(YOUR GOAL): Retype, exactly as they stand, the lines from the start of the data to the line that contains "import React from", both ends included. Leave the pictures out.

+ + + + +

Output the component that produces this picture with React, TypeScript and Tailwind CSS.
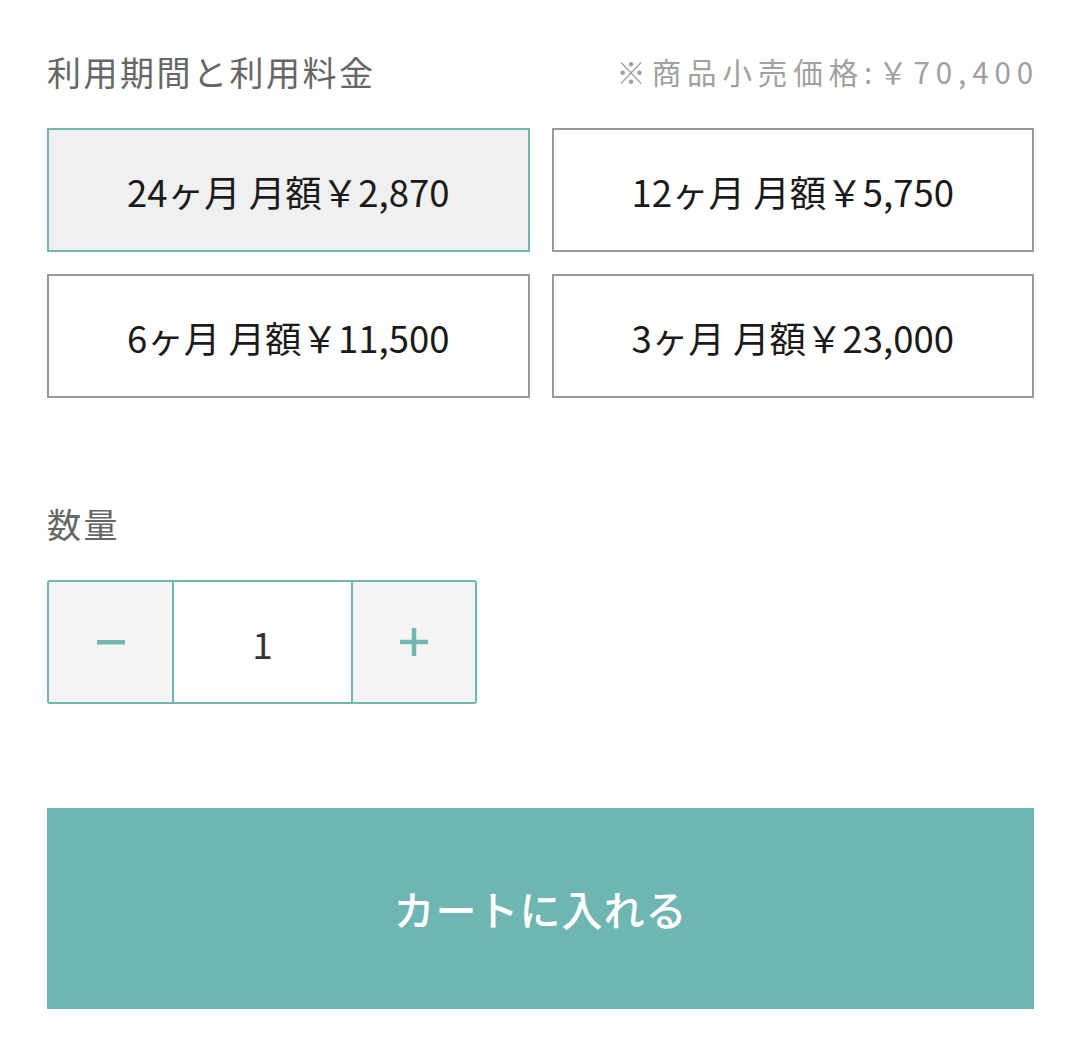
import React from "react";

const options = [
  { label: "24ヶ月 月額￥2,870", selected: true },
  { label: "12ヶ月 月額￥5,750", selected: false },
  { label: "6ヶ月 月額￥11,500", selected: false },
  { label: "3ヶ月 月額￥23,000", selected: false },
];

export default function App() {
  return (
    <div
      className="w-[1080px] min-h-[1044px] bg-white pl-[47px] pr-[46px] pt-[44px] flex flex-col"
      style={{ fontFamily: '"Noto Sans CJK JP", "Noto Sans", sans-serif' }}
    >
      <div className="h-[56px] flex items-center justify-between">
        <h2 className="text-[34px] tracking-[2.5px] text-[#666666] font-normal leading-none">
          利用期間と利用料金
        </h2>
        <p className="text-[29.5px] tracking-[0.2em] text-[#a0a0a0] leading-none mr-[-5px]">
          ※商品小売価格:￥70,400
        </p>
      </div>

      <div className="mt-[28px] grid grid-cols-2 gap-x-[22px] gap-y-[22px]">
        {options.map((o) => (
          <button
            key={o.label}
            className={
              o.selected
                ? "h-[124px] pt-[4px] border-2 border-[#70b6b2] bg-[#f0f0f0] flex items-center justify-center text-[36.5px] text-[#1a1a1a]"
                : "h-[124px] pt-[4px] border-2 border-[#9a9a9a] bg-white flex items-center justify-center text-[36.5px] text-[#1a1a1a]"
            }
          >
            {o.label}
          </button>
        ))}
      </div>

      <div className="mt-[98px] h-[56px] flex items-center">
        <h2 className="text-[34px] tracking-[2.5px] text-[#666666] font-normal leading-none">数量</h2>
      </div>

      <div className="mt-[28px] w-[430px] h-[124px] border-2 border-[#70b6b2] rounded-[3px] flex overflow-hidden">
        <div className="w-[123px] h-full bg-[#f4f4f4] flex items-center justify-center">
          <svg width="28" height="6" viewBox="0 0 28 6">
            <rect x="0" y="1" width="28" height="4.5" fill="#70b6b2" />
          </svg>
        </div>
        <div className="w-[181px] h-full pt-[4px] bg-white border-l-2 border-r-2 border-[#70b6b2] flex items-center justify-center text-[37px] text-[#333333]">
          1
        </div>
        <div className="flex-1 h-full bg-[#f4f4f4] flex items-center justify-center">
          <svg width="28" height="28" viewBox="0 0 28 28">
            <rect x="0" y="11.75" width="28" height="4.5" fill="#70b6b2" />
            <rect x="11.75" y="0" width="4.5" height="28" fill="#70b6b2" />
          </svg>
        </div>
      </div>

      <button className="mt-[104px] h-[201px] w-full bg-[#6fb6b2] flex items-center justify-center text-white text-[41px] font-medium tracking-[1px]">
        カートに入れる
      </button>
    </div>
  );
}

+ + + + +

(SOLUTION TO THE PROBLEM):
Output the component that produces this picture with React, TypeScript and Tailwind CSS.
import React from "react";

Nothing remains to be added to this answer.